On me dit que c’est une chanson sur la mort. Pas du tout – ou alors ce qu’on appelle la petite mort. En fait, c’est une chanson sur le câlin. C’est marrant de faire une chanson joyeuse et un peu floue sur le septième ciel… Un garçon manqué, c’est ce qu’on a dit sur moi, ce que j’ai dit aussi sur moi. Je l’ai vécu : mon but était de devenir un garçon. Après, quand un garçon me prenait par l’épaule et me disait : "il faut que je te dise un truc", mon cœur battait en me disant qu’il allait m’embrasser. Mais il me disait : "qu’est-ce que tu penses de Géraldine ?", et le rêve tombait en morceaux. Je voyais bien qu’il fallait que j’arrête d’être leur pote parce qu’ils n’allaient jamais m’embrasser. Ça m’a pris un bout de temps de réaliser que mon côté garçon manqué pouvait être aussi, sinon une séduction, du moins une manière d’être, y compris hétérosexuelle. Une manière d’être comme je suis et que, à la fin, ça fasse une fille bien.
Comment avez-vous travaillé aux compositions avec vos complices Jean-Pierre Pilot et Philippe Paradis ?

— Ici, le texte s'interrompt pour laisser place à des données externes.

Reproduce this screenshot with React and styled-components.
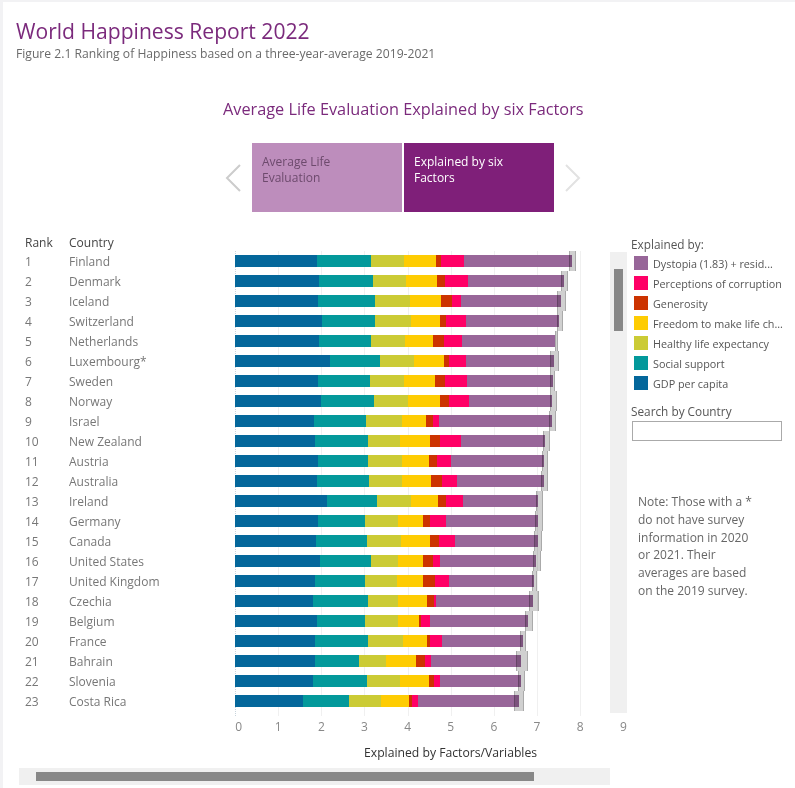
import React from "react";
import styled, { createGlobalStyle } from "styled-components";

const GlobalStyle = createGlobalStyle`
  html, body {
    margin: 0;
    padding: 0;
    background: #ffffff;
  }
`;

const FONT = `"Open Sans", "Liberation Sans", sans-serif`;
const UNIT = 43.15;

const COLORS = ["#04679b", "#03999b", "#cbcb35", "#fecc02", "#cc3300", "#ff0066", "#986699"];

// x boundaries of each segment read off the chart, then whisker start/end
const ROWS = [
  ["Finland", 317, 371, 404, 436, 441, 464, 572, 569, 576],
  ["Denmark", 319, 373, 406, 437, 445, 468, 564, 561, 568],
  ["Iceland", 318, 375, 410, 441, 452, 461, 561, 557, 566],
  ["Switzerland", 322, 375, 411, 440, 446, 466, 559, 557, 563],
  ["Netherlands", 319, 371, 405, 433, 444, 462, 555, 555, 558],
  ["Luxembourg*", 330, 380, 414, 444, 449, 466, 554, 550, 559],
  ["Sweden", 318, 370, 404, 435, 445, 467, 553, 550, 555],
  ["Norway", 321, 374, 408, 440, 449, 469, 552, 550, 557],
  ["Israel", 314, 366, 402, 426, 433, 439, 552, 549, 556],
  ["New Zealand", 315, 368, 400, 430, 440, 461, 545, 543, 550],
  ["Austria", 318, 368, 402, 429, 437, 451, 544, 542, 548],
  ["Australia", 317, 369, 402, 431, 442, 457, 544, 541, 548],
  ["Ireland", 327, 377, 411, 438, 446, 463, 538, 536, 543],
  ["Germany", 318, 365, 398, 423, 430, 446, 538, 535, 543],
  ["Canada", 316, 367, 401, 430, 439, 455, 538, 534, 542],
  ["United States", 320, 371, 398, 423, 433, 440, 536, 533, 541],
  ["United Kingdom", 315, 365, 397, 423, 435, 449, 534, 532, 537],
  ["Czechia", 313, 368, 398, 427, 434, 436, 533, 529, 539],
  ["Belgium", 317, 365, 398, 419, 421, 430, 528, 525, 533],
  ["France", 315, 368, 403, 427, 430, 442, 523, 520, 526],
  ["Bahrain", 315, 359, 386, 416, 425, 431, 521, 516, 528],
  ["Slovenia", 313, 367, 400, 429, 434, 440, 521, 518, 525],
  ["Costa Rica", 303, 349, 381, 409, 412, 418, 519, 514, 524],
];

const LEGEND = [
  ["Dystopia (1.83) + resid...", COLORS[6]],
  ["Perceptions of corruption", COLORS[5]],
  ["Generosity", COLORS[4]],
  ["Freedom to make life ch...", COLORS[3]],
  ["Healthy life expectancy", COLORS[2]],
  ["Social support", COLORS[1]],
  ["GDP per capita", COLORS[0]],
];

const Page = styled.div`
  width: 795px;
  height: 788px;
  box-sizing: border-box;
  overflow: hidden;
  background: #fff;
  border-top: 2px solid #f2f2f4;
  border-left: 3px solid #f2f2f4;
  font-family: ${FONT};
  display: flex;
  flex-direction: column;
`;

const Header = styled.header`
  padding: 16px 0 0 13px;
`;

const Title = styled.h1`
  margin: 0;
  font-size: 21.1px;
  line-height: 26px;
  font-weight: 400;
  color: #7b2a7c;
`;

const Subtitle = styled.div`
  margin-top: 2px;
  font-size: 12.15px;
  line-height: 16px;
  color: #6a6a6a;
`;

const ChartTitle = styled.h2`
  margin: 36px 0 0 220px;
  font-size: 16.3px;
  line-height: 22px;
  font-weight: 400;
  color: #7b2a7c;
`;

const Slider = styled.div`
  display: flex;
  align-items: center;
  margin: 23px 0 0 222px;
  height: 69px;
`;

const Arrow = styled.svg`
  width: 18px;
  height: 28px;
  fill: none;
  stroke: ${(p) => p.$color};
  stroke-width: 2;
  margin: ${(p) => p.$margin};
`;

const Step = styled.div`
  width: ${(p) => p.$width}px;
  height: 69px;
  box-sizing: border-box;
  padding: 11px 10px;
  margin-right: ${(p) => (p.$active ? 0 : 2)}px;
  font-size: 12px;
  line-height: 16px;
  font-weight: ${(p) => (p.$active ? 500 : 400)};
  background: ${(p) => (p.$active ? "#7f1f79" : "#bd8dbc")};
  color: ${(p) => (p.$active ? "#fff" : "#6d4a6d")};
`;

const Body = styled.div`
  display: flex;
  margin-top: 21px;
`;

const Left = styled.div`
  width: 607px;
  flex: none;
`;

const Heading = styled.div`
  display: flex;
  height: 20px;
  padding-left: 22px;
  font-size: 12px;
  line-height: 20px;
  color: #444;
`;

const RankCell = styled.div`
  width: 44px;
  flex: none;
`;

const CountryCell = styled.div`
  width: 166px;
  flex: none;
`;

const Table = styled.div`
  display: flex;
  margin-top: -2px;
`;

const Labels = styled.div`
  width: 232px;
  flex: none;
  padding: 1px 0 0 22px;
  box-sizing: border-box;
  font-size: 12px;
  color: #777;
`;

const LabelRow = styled.div`
  display: flex;
  height: 20px;
  line-height: 20px;
`;

const Plot = styled.div`
  width: 375px;
  height: 465px;
  flex: none;
  box-sizing: border-box;
  padding-top: 4px;
  border-left: 1px dotted #c8d4dc;
  background-image: repeating-linear-gradient(
    to right,
    transparent 0,
    transparent ${UNIT - 1}px,
    #f0f0f0 ${UNIT - 1}px,
    #f0f0f0 ${UNIT}px
  );
`;

const Track = styled.div`
  position: relative;
  height: 20px;
  margin-left: -1px;
`;

const Bar = styled.div`
  display: flex;
  height: 12px;
`;

const Segment = styled.div`
  flex: none;
  height: 100%;
  background: ${(p) => p.$color};
`;

const Whisker = styled.div`
  position: absolute;
  top: -4px;
  height: 20px;
  box-sizing: border-box;
  background: #d0d0d0;
  mix-blend-mode: multiply;
  border-right: 1px solid #aaa;
  border-left: 1px solid #aaa;
`;

const VScroll = styled.div`
  width: 17px;
  height: 461px;
  flex: none;
  margin-top: 19px;
  background: #f0f0f0;
  box-sizing: border-box;
  padding: 17px 4px 0;
`;

const VThumb = styled.div`
  width: 9px;
  height: 62px;
  background: #888;
`;

const Ticks = styled.div`
  display: flex;
  margin: 2px 0 0 210.5px;
  font-size: 12px;
  line-height: 18px;
  color: #888;
`;

const Tick = styled.div`
  width: ${UNIT}px;
  flex: none;
  box-sizing: border-box;
  text-align: center;
  padding-left: ${(p) => (p.$first ? 7 : 0)}px;
`;

const AxisTitle = styled.div`
  margin: 9px 0 0 361px;
  font-size: 12.2px;
  line-height: 16px;
  color: #333;
  white-space: nowrap;
`;

const HScroll = styled.div`
  height: 17px;
  margin: 7px 0 0 16px;
  background: #f0f0f0;
  box-sizing: border-box;
  padding: 4px 0 0 17px;
`;

const HThumb = styled.div`
  width: 498px;
  height: 9px;
  background: #888;
`;

const Side = styled.aside`
  flex: 1;
  padding: 3px 0 0 4px;
`;

const SideTitle = styled.div`
  font-size: 11.8px;
  line-height: 16px;
  color: #555;
`;

const LegendList = styled.div`
  margin-top: 1px;
`;

const LegendItem = styled.div`
  display: flex;
  align-items: center;
  height: 20px;
  padding-left: 3px;
  font-size: 10.8px;
  color: #555;
  white-space: nowrap;
`;

const Swatch = styled.span`
  width: 14px;
  height: 14px;
  flex: none;
  margin-right: 5px;
  background: ${(p) => p.$color};
`;

const SearchLabel = styled(SideTitle)`
  margin-top: 10px;
`;

const SearchBox = styled.input`
  display: block;
  width: 150px;
  height: 20px;
  margin: 2px 0 0 1px;
  box-sizing: border-box;
  border: 1px solid #aaa;
  background: #fff;
  padding: 0;
`;

const Note = styled.p`
  margin: 52px 0 0 7px;
  width: 122px;
  font-size: 12px;
  line-height: 17.8px;
  color: #666;
`;

const App = () => (
  <Page>
    <GlobalStyle />
    <Header>
      <Title>World Happiness Report 2022</Title>
      <Subtitle>Figure 2.1 Ranking of Happiness based on a three-year-average 2019-2021</Subtitle>
    </Header>
    <ChartTitle>Average Life Evaluation Explained by six Factors</ChartTitle>
    <Slider>
      <Arrow viewBox="0 0 18 28" $margin="0 9px 0 0" $color="#ccc">
        <polyline points="15,1 2,14 15,27" />
      </Arrow>
      <Step $width={150}>Average Life<br />Evaluation</Step>
      <Step $width={150} $active>Explained by six<br />Factors</Step>
      <Arrow viewBox="0 0 18 28" $margin="0 0 0 9px" $color="#e2e2e2">
        <polyline points="3,1 16,14 3,27" />
      </Arrow>
    </Slider>
    <Body>
      <Left>
        <Heading>
          <RankCell>Rank</RankCell>
          <CountryCell>Country</CountryCell>
        </Heading>
        <Table>
          <Labels>
            {ROWS.map((row, i) => (
              <LabelRow key={row[0]}>
                <RankCell>{i + 1}</RankCell>
                <CountryCell>{row[0]}</CountryCell>
              </LabelRow>
            ))}
          </Labels>
          <Plot>
            {ROWS.map((row) => (
              <Track key={row[0]}>
                <Bar>
                  {COLORS.map((color, s) => (
                    <Segment
                      key={color}
                      $color={color}
                      style={{ width: row[s + 1] - (s === 0 ? 235 : row[s]) }}
                    />
                  ))}
                </Bar>
                <Whisker style={{ left: row[8] - 235, width: row[9] - row[8] }} />
              </Track>
            ))}
          </Plot>
        </Table>
        <Ticks>
          {[0, 1, 2, 3, 4, 5, 6, 7, 8, 9].map((n) => (
            <Tick key={n} $first={n === 0}>{n}</Tick>
          ))}
        </Ticks>
        <AxisTitle>Explained by Factors/Variables</AxisTitle>
        <HScroll>
          <HThumb />
        </HScroll>
      </Left>
      <VScroll>
        <VThumb />
      </VScroll>
      <Side>
        <SideTitle>Explained by:</SideTitle>
        <LegendList>
          {LEGEND.map(([label, color]) => (
            <LegendItem key={label}>
              <Swatch $color={color} />
              {label}
            </LegendItem>
          ))}
        </LegendList>
        <SearchLabel>Search by Country</SearchLabel>
        <SearchBox />
        <Note>
          Note: Those with a * do not have survey information in 2020 or 2021. Their averages are
          based on the 2019 survey.
        </Note>
      </Side>
    </Body>
  </Page>
);

export default App;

C’est la même équipe que Rodéo, mais pas le même matériel. Pour le premier, nous avions une centrale nucléaire pour faire de la musique, avec un nombre de boutons à tourner joyeusement intéressant. Ce qui explique le côté un peu sophistiqué électro de Rodéo. Pour celui-là, on avait le matériel de base : moi mon CP70 (un piano électrique de Yamaha), Jean-Pierre Pilot un deuxième CP70, Philippe Paradis une guitare acoustique et une guitare électrique et puis une boîte à rythmes toute petite pour faire boum tjiii poupoum quand on avait vraiment besoin d’un soutien. Et, quand on a enregistré, on a rajouté une guitare électrique. Il y a très peu de boucles, très peu d’ordinateurs. Deux raisons à cela : on a plus envie de se marrer sur scène et c’est beaucoup plus élastique et simple que d’avoir une usine à gaz qui tourne sans qu’on puisse manger un temps ou une mesure. Et aussi parce que sur l’album, on voulait un truc un chouïa plus frontal, plus "cash". Nous étions toujours avec tous les musiciens dans la pièce. J’ai joué du piano sur les deux tiers de l’album, ce que je fais très peu, d’habitude.
Zazie Totem (Mercury/Universal) 2007
En tournée à partir du mois juin, avec des concerts au Zénith de Paris du 13 au 15 juin.